When workloads 370-1 to 370-N (collectively or individually referred to as the workload 370) enter the computing device 310, the workload 370 is first inserted into work queues 332-1 to 332-M (collectively or individually referred to as the work queue 332) through polling. In some embodiments, when a workload requires access to a persistent memory (PMEM) 380, the scheduler 330 may compare a priority of the workload with a priority threshold. When the priority of the workload is greater than the priority threshold, the PMEM is accessed by using the processor. When the priority of the workload is less than or equal to the priority threshold, the PMEM is accessed without using the processor. The priority threshold is dynamically changed and the manners for different workloads to access the PMEM are also dynamically changed, and therefore, when processor resources are insufficient, high-priority workloads are prioritized by using the processor resources. When the processor resources are sufficient, low-priority workloads may also be processed by using the processor resources, thereby improving the processing efficiency of the system 300.
At 510, the workload in the task queue waits for an instruction from the scheduler, and at 512, it is determined whether it is the turn to process the workload at the queue head of the task queue. When the determination is “Yes,” the procedure proceeds to 518 to process the workload. Otherwise, the procedure proceeds to 514 to determine whether a workload whose time slice is about to run out exists in the queue. In some embodiments, the time slice for a workload may be compared with a time slice threshold for determination. If the determination is “No,” the procedure returns to 510 and continues to wait. Otherwise, the procedure proceeds to 516 to insert the workload whose time slice is about to run out at the queue head of the task queue to prioritize the workload whose time slice is about to run out.
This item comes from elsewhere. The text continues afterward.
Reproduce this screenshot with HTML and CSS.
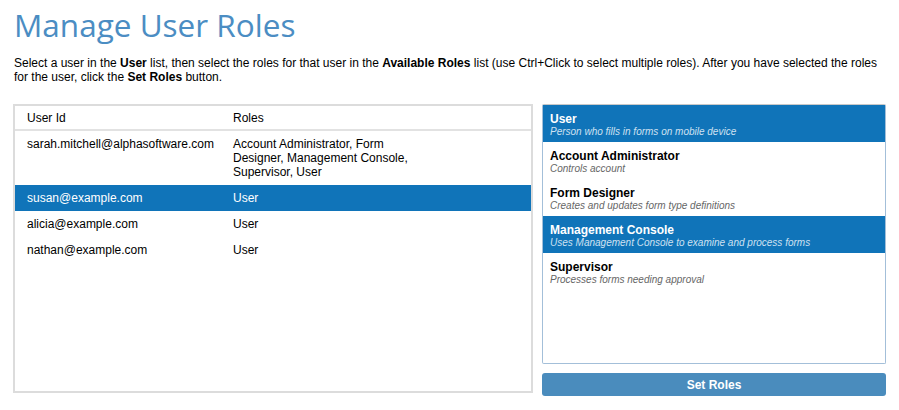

At 608, a priority threshold is acquired from a machine learning model. For example, queue data information of the task queue, including but not limited to task queue length, workload priority distribution, workload group size, and response time distribution, may be transmitted to the machine learning model. The machine learning model calculates the current priority threshold based on the queue data information. It is understandable that when the queue data information changes, the calculated priority threshold may also change. At 610, the priority of the workload removed from the task queue is compared with the priority threshold. For example, in some embodiments, the priority of the workload removed from the task queue may be 3, and the priority threshold may be 4. If the priority of the removed workload is less than the priority threshold, the procedure proceeds to 614 to process the workload without using the processor, for saving processor resources for processing other high-priority workloads. In addition, in some embodiments, the priority of the workload removed from the task queue may be 3, the priority threshold may be 2, and therefore, the procedure proceeds to 612 to process the workload by utilizing the processor. It is understandable that due to changes in the processor resources, the priority threshold may also dynamically change, and the processing method of workloads having the same priority may also change to ensure that the processor is used to process high-priority workloads when the processor resources are insufficient, and the processor may also be used to process low-priority workloads when the processor resources are sufficient, thereby improving the processing efficiency of the system.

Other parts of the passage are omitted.